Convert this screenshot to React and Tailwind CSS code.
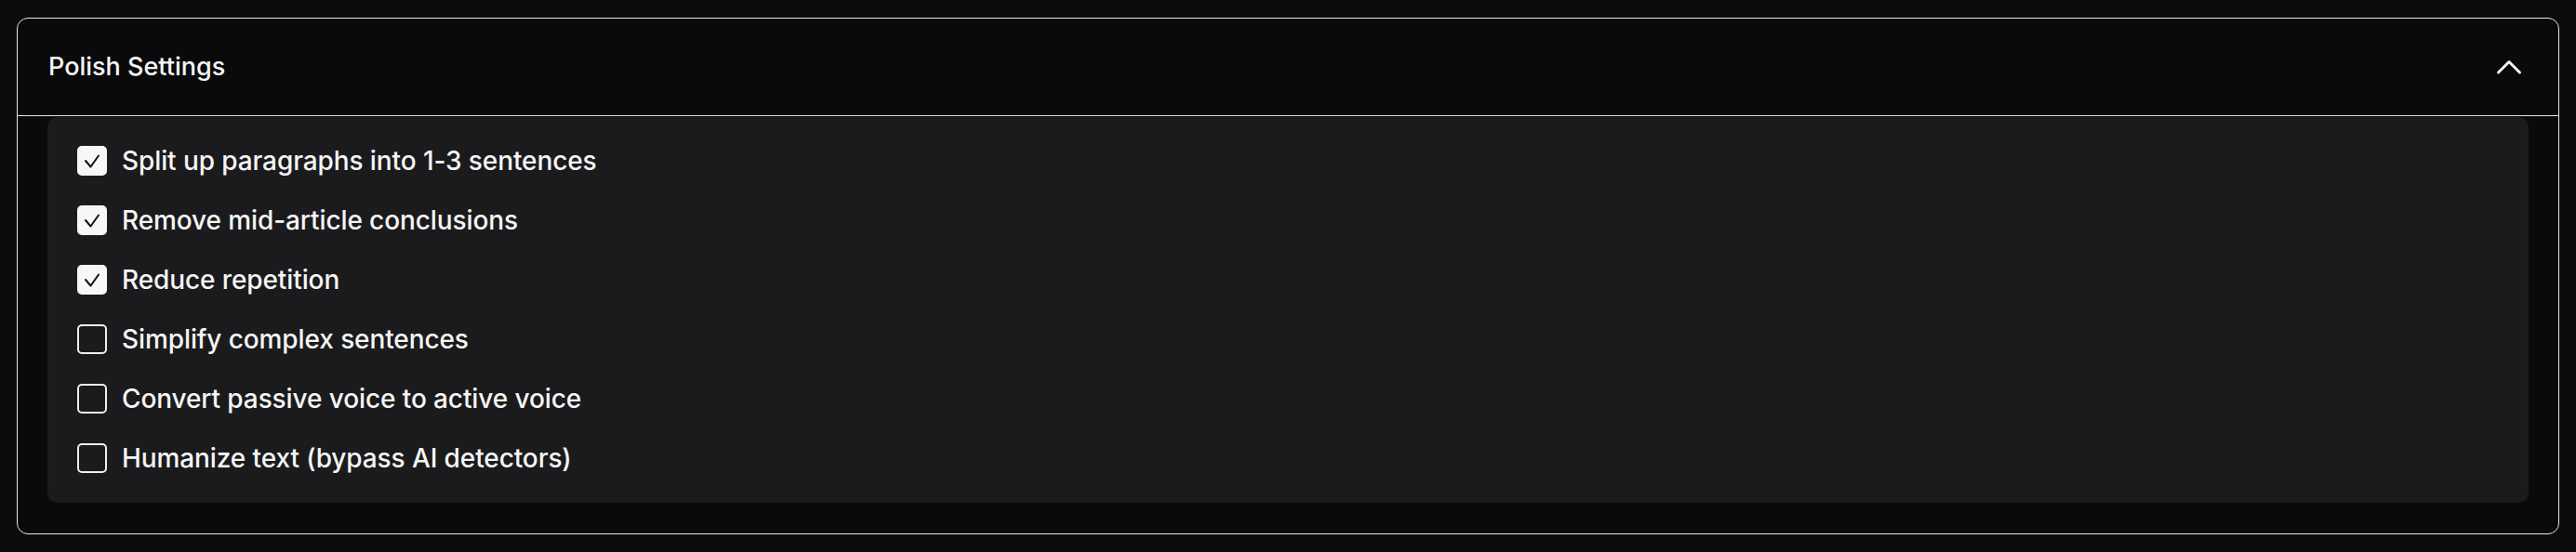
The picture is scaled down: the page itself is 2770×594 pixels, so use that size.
import React, { useState } from "react";

const items = [
  { label: "Split up paragraphs into 1-3 sentences", checked: true },
  { label: "Remove mid-article conclusions", checked: true },
  { label: "Reduce repetition", checked: true },
  { label: "Simplify complex sentences", checked: false },
  { label: "Convert passive voice to active voice", checked: false },
  { label: "Humanize text (bypass AI detectors)", checked: false },
];

function Box({ checked }) {
  if (checked) {
    return (
      <span className="flex h-8 w-8 shrink-0 items-center justify-center rounded-[5px] bg-[#f7f7f7]">
        <svg width="32" height="32" viewBox="0 0 32 32" fill="none">
          <path d="M9 16 L14.5 22.5 L23 10.5" stroke="#111" strokeWidth="2" strokeLinecap="round" strokeLinejoin="round" />
        </svg>
      </span>
    );
  }
  return <span className="h-8 w-8 shrink-0 rounded-[5px] border-2 border-[#eeeeee]" />;
}

export default function App() {
  const [state, setState] = useState(items.map((i) => i.checked));
  return (
    <div className="min-h-[594px] bg-[#0b0b0d] p-[18px] pt-[19px]" style={{ fontFamily: "Inter, 'Liberation Sans', sans-serif" }}>
      <div className="overflow-hidden rounded-xl border-[1.5px] border-[#e6e6e6] bg-[#0a0a0c]">
        <div className="flex h-[105px] items-center justify-between border-b-[1.5px] border-[#e6e6e6] pl-[33px] pr-[33px]">
          <span className="text-[27px] font-medium text-[#f5f5f5]">Polish Settings</span>
          <svg width="40" height="40" viewBox="0 0 40 40" fill="none">
            <path d="M8.5 26 L20 14.5 L31.5 26" stroke="#f5f5f5" strokeWidth="3" strokeLinecap="round" strokeLinejoin="round" />
          </svg>
        </div>
        <div className="px-[32px] pb-[33px] pt-[1px]">
          <div className="flex flex-col gap-8 rounded-[10px] bg-[#1b1b1d] px-8 pb-8 pt-[31px]">
            {items.map((it, i) => (
              <label key={it.label} className="flex cursor-pointer items-center gap-4" onClick={() => setState((s) => s.map((v, j) => (j === i ? !v : v)))}>
                <Box checked={state[i]} />
                <span className="text-[28px] font-medium leading-8 tracking-[-0.1px] text-[#f5f5f5]">{it.label}</span>
              </label>
            ))}
          </div>
        </div>
      </div>
    </div>
  );
}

********************

Work to complete:
Isolate each line of the listing above that includes "React". Copy it.

Completed exercise:
Convert this screenshot to React and Tailwind CSS code.
import React, { useState } from "react";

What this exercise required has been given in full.